Motorists will have to pay to park downtown seven days a week beginning May 1, now that Victoria councillors have endorsed pay parking on Sundays.

Councillors agreed to charge for Sunday street parking downtown, at the reduced rate of $2 an hour, and set a limit of four hours in any one spot. Street parking downtown costs $3 an hour the rest of the week and motorists are limited to 90 minutes.

Susanne Thompson, city director of finance, said the recommended Sunday parking rate of $2 an hour in the inner zones and $1 an hour in the outlying areas is based on lower expected demand. On Sundays, most professional offices and some businesses are closed and typical retail businesses have reduced hours, she said.

Parking in city parkades will remain free on Sundays.

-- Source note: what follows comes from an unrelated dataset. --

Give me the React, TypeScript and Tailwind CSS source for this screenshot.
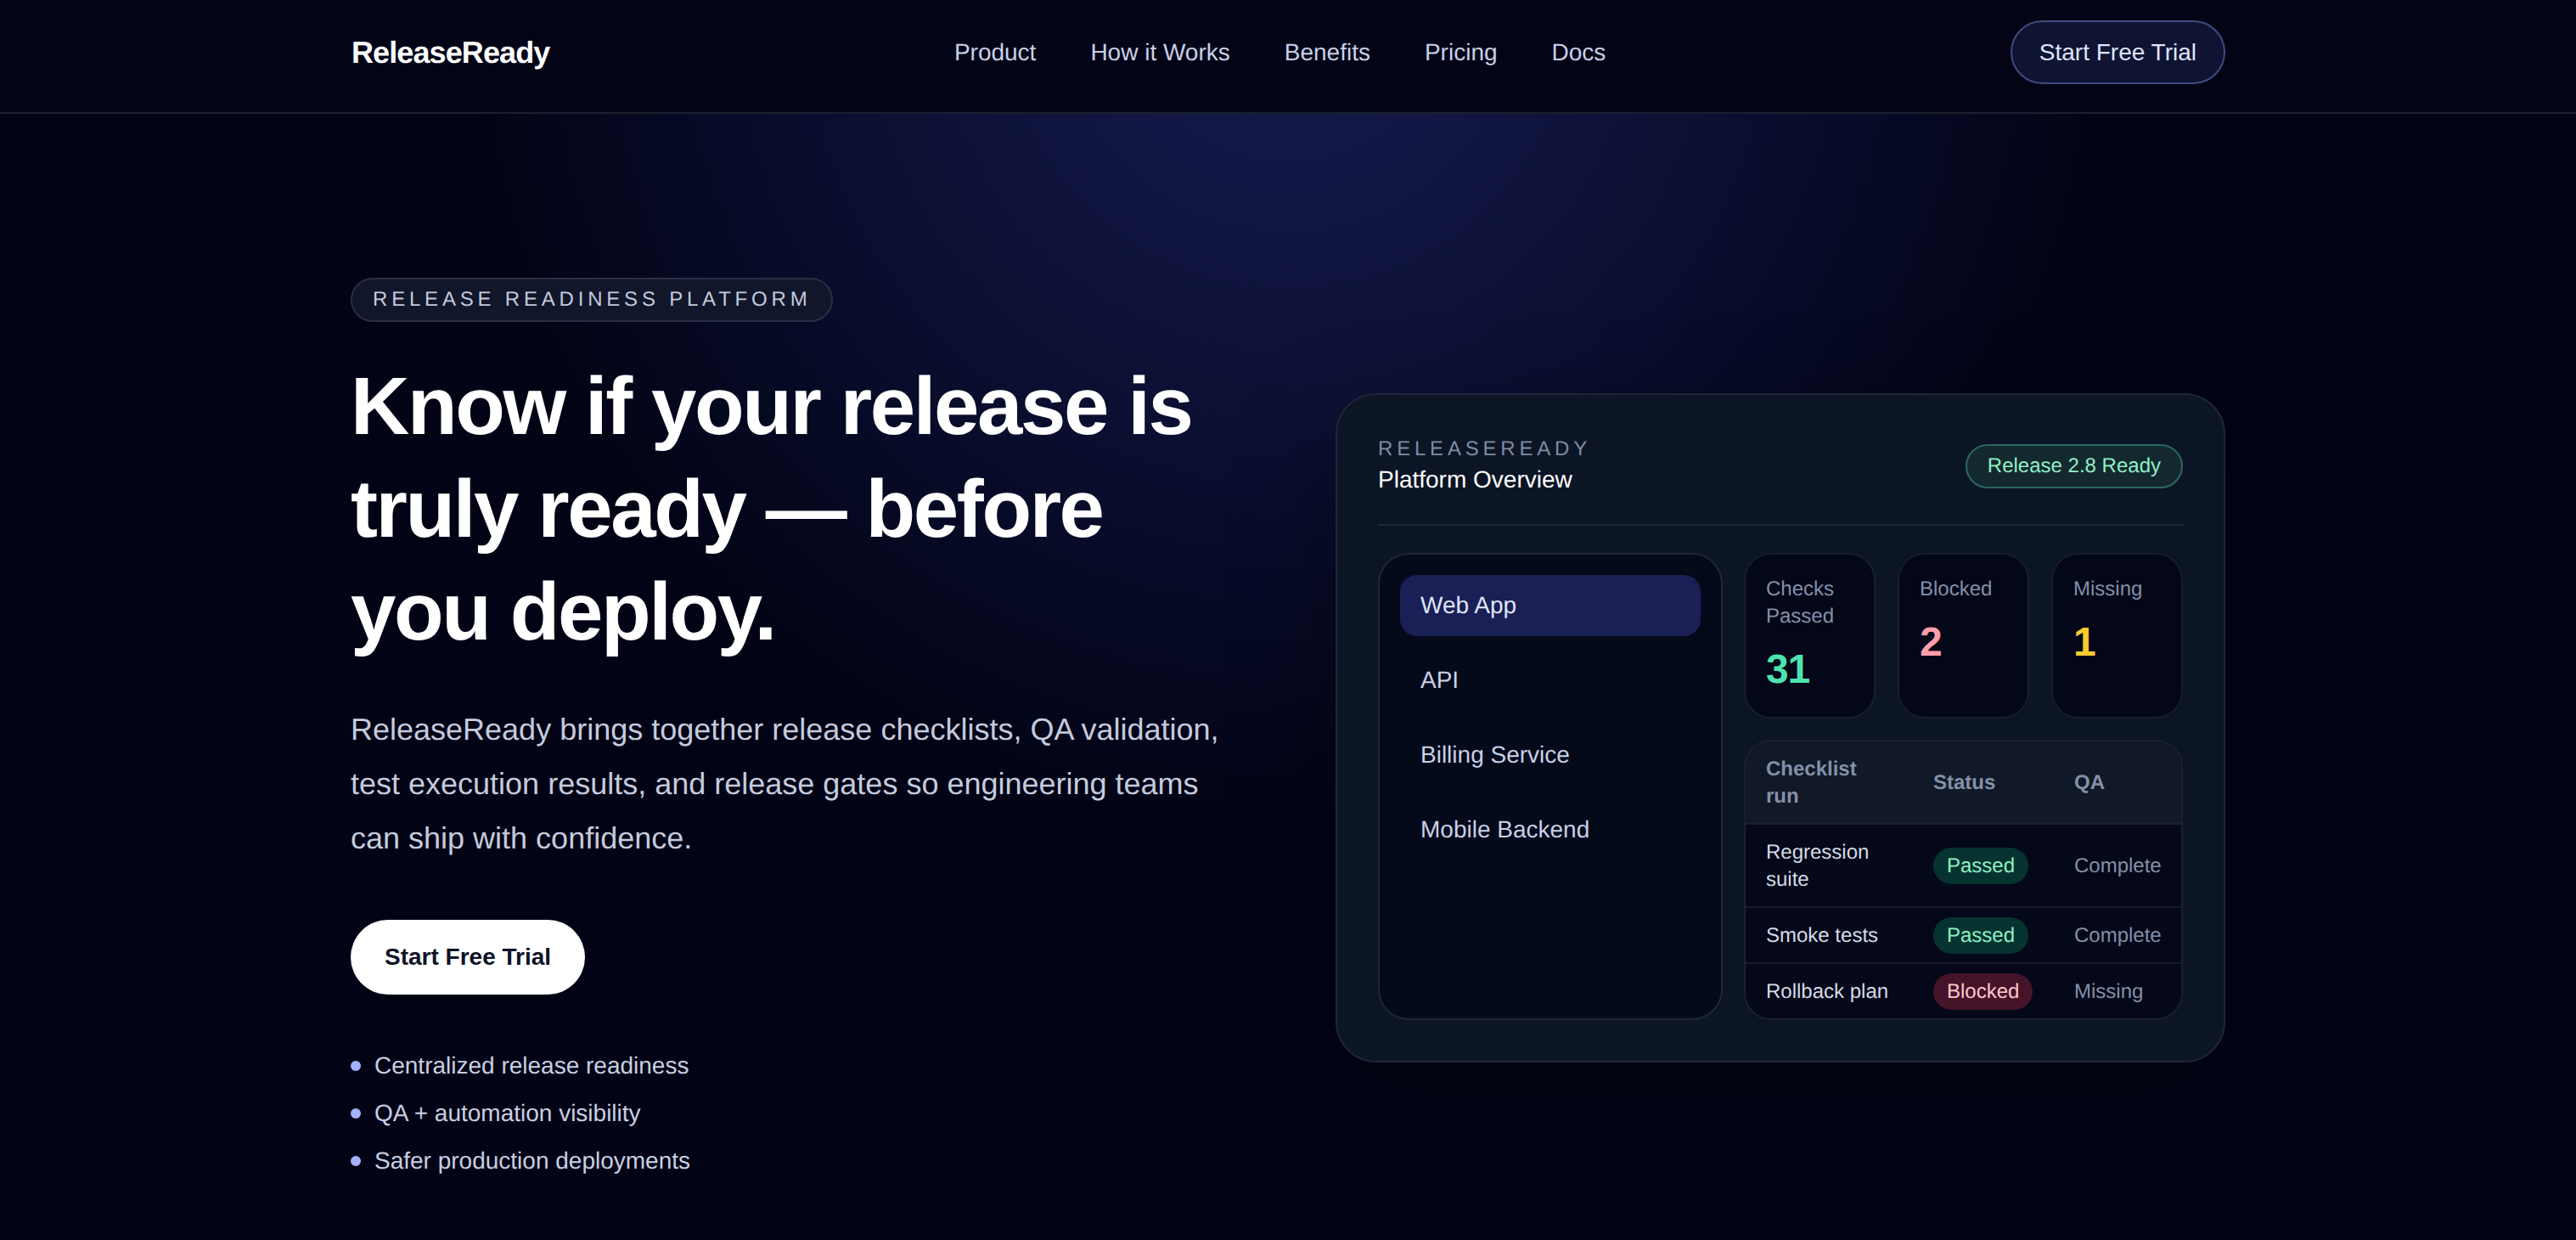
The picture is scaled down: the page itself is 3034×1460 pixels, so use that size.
import React from "react";

const navLinks = ["Product", "How it Works", "Benefits", "Pricing", "Docs"];
const bullets = ["Centralized release readiness", "QA + automation visibility", "Safer production deployments"];
const services = ["Web App", "API", "Billing Service", "Mobile Backend"];

const stats = [
  { label: "Checks Passed", value: "31", color: "text-[#4fe3ad]" },
  { label: "Blocked", value: "2", color: "text-[#ff9dab]" },
  { label: "Missing", value: "1", color: "text-[#ffcb2e]" },
];

const rows = [
  { name: "Regression suite", status: "Passed", qa: "Complete" },
  { name: "Smoke tests", status: "Passed", qa: "Complete" },
  { name: "Rollback plan", status: "Blocked", qa: "Missing" },
];

const App: React.FC = () => {
  return (
    <div className="min-h-screen overflow-hidden bg-[#020416] bg-[radial-gradient(circle_960px_at_1517px_0px,#161c52_0%,#020416_100%)] font-['Liberation_Sans',Arial,sans-serif] [text-rendering:geometricPrecision]">
      {/* Nav */}
      <header className="h-[134px] border-b-2 border-[#1c202e] bg-[#030517]">
        <div className="ml-[413px] mr-[413px] flex items-center justify-between pt-[24px]">
          <div className="pl-px text-[36px] font-bold tracking-[-0.9px] text-white">ReleaseReady</div>
          <nav className="flex gap-[64px] text-[28px] text-[#c9d0e6]">
            {navLinks.map((link) => (
              <a key={link}>{link}</a>
            ))}
          </nav>
          <button className="h-[75px] rounded-full border-2 border-[#424a7e] bg-[#0f1433] px-[32px] text-[28px] text-[#dfe4fb]">
            Start Free Trial
          </button>
        </div>
      </header>

      {/* Hero */}
      <main className="ml-[413px] mr-[413px] grid grid-cols-[1064px_1048px] items-center gap-[96px] pt-[193px]">
        <div>
          <span className="inline-block rounded-full border-2 border-[#2a2e45] bg-[#12162a] px-[24px] py-[8px] text-[24px] leading-[32px] tracking-[4.8px] text-[#c3cade]">
            RELEASE READINESS PLATFORM
          </span>
          <h1 className="mt-[39px] text-[96px] font-bold leading-[121px] tracking-[-2.4px] text-white">
            Know if your release is truly ready — before you deploy.
          </h1>
          <p className="mt-[46px] text-[36px] leading-[64px] text-[#c5cbdc]">
            ReleaseReady brings together release checklists, QA validation, test execution results, and release gates so
            engineering teams can ship with confidence.
          </p>
          <button className="mt-[64px] block h-[88px] rounded-full bg-white px-[40px] text-[28px] font-bold text-[#0d1226]">
            Start Free Trial
          </button>
          <ul className="mt-[65px] flex flex-col gap-[18px] text-[28px] leading-[38px] text-[#c9cfe0]">
            {bullets.map((item) => (
              <li key={item} className="flex items-center gap-[16px]">
                <span className="h-[12px] w-[12px] rounded-full bg-[#a5b0ff]" />
                {item}
              </li>
            ))}
          </ul>
        </div>

        {/* Platform card */}
        <section className="rounded-[48px] border-2 border-[#1f2636] bg-[#0c1525] p-[48px] shadow-[0_40px_120px_rgba(0,0,0,0.35)]">
          <div className="flex items-center justify-between border-b-2 border-[#1f2636] pb-[32px]">
            <div>
              <div className="text-[24px] leading-[32px] tracking-[4.8px] text-[#7f8ba3]">RELEASEREADY</div>
              <div className="text-[28px] leading-[40px] text-white">Platform Overview</div>
            </div>
            <span className="rounded-full border-2 border-[#2a6760] bg-[#14292f] px-[24px] py-[8px] text-[24px] leading-[32px] text-[#8ff0c6]">
              Release 2.8 Ready
            </span>
          </div>

          <div className="mt-[32px] grid grid-cols-[406px_517px] gap-[25px]">
            <div className="flex flex-col gap-[16px] rounded-[36px] border-2 border-[#1f2636] bg-[#040a1a] p-[24px]">
              {services.map((name, i) => (
                <div
                  key={name}
                  className={
                    i === 0
                      ? "flex h-[72px] items-center rounded-[20px] bg-[#1a1f55] px-[24px] text-[28px] text-[#dfe4fb]"
                      : "flex h-[72px] items-center rounded-[20px] px-[24px] text-[28px] text-[#c9d0e6]"
                  }
                >
                  {name}
                </div>
              ))}
            </div>

            <div className="flex flex-col gap-[25px]">
              <div className="grid grid-cols-3 gap-[26px]">
                {stats.map((s) => (
                  <div key={s.label} className="rounded-[32px] border-2 border-[#171d2d] bg-[#030718] px-[24px] pb-[23px] pt-[25px]">
                    <div className="text-[24px] leading-[32px] text-[#8490a8]">{s.label}</div>
                    <div className={`mt-[14px] text-[48px] font-bold leading-[65px] tracking-[-1.2px] ${s.color}`}>{s.value}</div>
                  </div>
                ))}
              </div>

              <div className="overflow-hidden rounded-[32px] border-2 border-[#1a2030]">
                <table className="w-full table-fixed border-collapse text-left text-[24px] leading-[32px]">
                  <colgroup>
                    <col className="w-[197px]" />
                    <col className="w-[166px]" />
                    <col />
                  </colgroup>
                  <thead className="bg-[#111827] text-[#8490a8]">
                    <tr className="border-b-2 border-[#1a2030]">
                      <th className="px-[24px] pb-[15px] pt-[17px] font-bold">Checklist run</th>
                      <th className="px-[24px] pb-[15px] pt-[17px] font-bold">Status</th>
                      <th className="px-[24px] pb-[15px] pt-[17px] font-bold">QA</th>
                    </tr>
                  </thead>
                  <tbody className="bg-[#040818]">
                    {rows.map((r, i) => (
                      <tr key={r.name} className={i < 2 ? "border-b-2 border-[#141a2b]" : ""}>
                        <td className="px-[24px] pb-[15px] pt-[17px] text-[#d5dbe8]">{r.name}</td>
                        <td className="whitespace-nowrap px-[24px] pb-[15px] pt-[17px]">
                          <span
                            className={
                              r.status === "Passed"
                                ? "rounded-full bg-[#06332f] px-[16px] py-[8px] text-[#8ff0c6]"
                                : "rounded-full bg-[#451428] px-[16px] py-[8px] text-[#ffc9d2]"
                            }
                          >
                            {r.status}
                          </span>
                        </td>
                        <td className="whitespace-nowrap px-[24px] pb-[15px] pt-[17px] text-[#8490a8]">{r.qa}</td>
                      </tr>
                    ))}
                  </tbody>
                </table>
              </div>
            </div>
          </div>
        </section>
      </main>
    </div>
  );
};

export default App;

“We are assuming that some who currently park on the streets will go into the parkades instead to avoid having to pay,” Thompson said

Warning tickets will be issued in some cases for the first month or so as the change comes into effect, she said, but repeat offenders could be ticketed during the grace period.

“It’s not intended to be an extra month free. It is intended to be educational, so we will monitor that,” Thompson said.

While city staff had recommended no time limit for Sunday parking, council, on a recommendation from Mayor Lisa Helps, decided on the four-hour maximum.

“Four hours is a lot of time. If people want to stay longer, obviously, they can stay all day and go park for free in the parkade, but limitless doesn’t sit quite right,” Helps said. “I think four hours is a good compromise between 90 minutes and limitless.”

Coun. Ben Isitt argued against the four-hour limit.

“Assuming staff do envision there being extra capacity, if somebody wants to pay and keep plugging the meter all day, I’d be inclined to let them.”

The introduction of Sunday pay parking is expected to generate about $500,000 a year, which councillors decided should be used to give free transit passes to Victoria youths under age 18 — a measure staff say could cost about $1 million a year.

Helps said Victoria might not have to use parking revenue for transit if a push to encourage B.C. Transit to supply free transit passes for all students in the capital region is successful.

She said the issue is expected to come up at the Victoria Regional Transit Commission’s strategic planning session on April 29. “So it may be this parking revenue can go directly into a climate-action reserve or some other thing if we fund transit for all students in the region without having to use our parking revenues,” Helps said.

Street parking remains free evenings after 6 p.m. and on holidays.